Very early in his short career,  BSM (1909-1956) knew he was a good poet, a special talent perhaps, or maybe even more.

Why do I say that?

"गेलॉ विदूषक जरी ठरुनी सुहास,
दान्ते-नि-शेक्सपिअर-संगत आसपास
कोठे तरी स्वमरणोत्तर भाग्यकाली-!
हाही विचार न कमी मज शांतिदायी."

[poem no 15, "शिशिरागम" ("shishiragam") from "मर्ढेकरांची कविता" ("Mardhekaranchi Kavita"), 1959-1977; courtesy: राघव बाळ मर्ढेकर (Raghav Bal Mardhekar)]

("Even if I pass on as a grinning joker,
company of Dante and Shakespeare in proximity
somewhere in my good fortune after my death-!
even this thought is no less consoling")

Remember, in 'Shishiragam' collection,  BSM is NOT the poet we now know. There, he comes across as some one following his idol Madhav Julian  (माधव जूलियन) or English romantic poets he studied and later taught.

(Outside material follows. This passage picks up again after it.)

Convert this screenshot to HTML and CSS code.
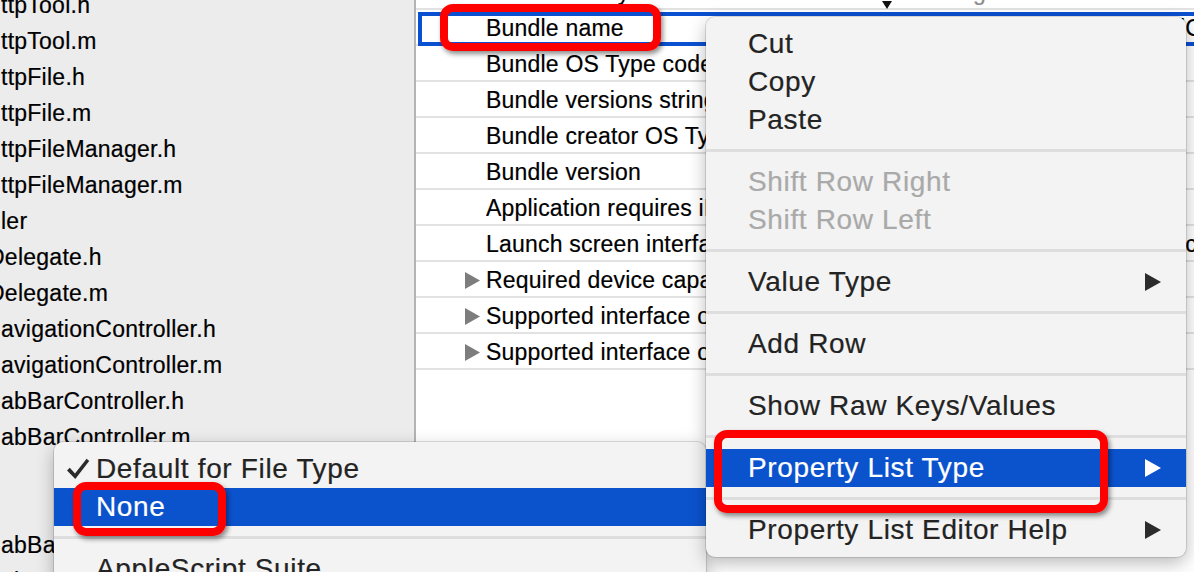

But then he is already thinking of life after death spent in the neighborhood of Dante and Shakespeare! It's like after playing just one season of Ranji trophy cricket with some success, you seek the company of Don  Bradman and Garry Sobers in your afterlife!

If you do that you are either a pompous fool or you must be really good and confident about your creative future. For me, Mardhekar was the latter.

What might have happened when rather young BSM met his maker?





Artist: Arnie Levin, The New Yorker, May 29 2000

courtesy: the artist, the magazine and  Bob Mankoff's blog

(Now, user name and password are confidential. No one is supposed to ask them to you, especially  very openly. But then where's the problem if it's perhaps the last time you will ever need them?)

Mardhekar was perhaps ushered in without this formality and shown his dwelling next to Dante and Shakespeare! I hope so.

Or was he?

"आलो क्षणिचा विसावा म्हणून;
टेकले पाय:
तो तूंच हटकलेंस 'कोण' म्हणून
आणि मनांतले शिणलेले हेतू
शेण झाले"

[the last and unnumbered poem of the section 'Kanheen Kavita' from 'Mardhekaranchee Kavita', 1959/1977 ('कांही कविता', 'मर्ढेकरांची कविता')]

("I came to rest momentarily;
touched down feet:
At once you confronted with "who"
and the tired aspirations in the mind
turned to shit")

Is "who" in the poem above refers to "Username and password?"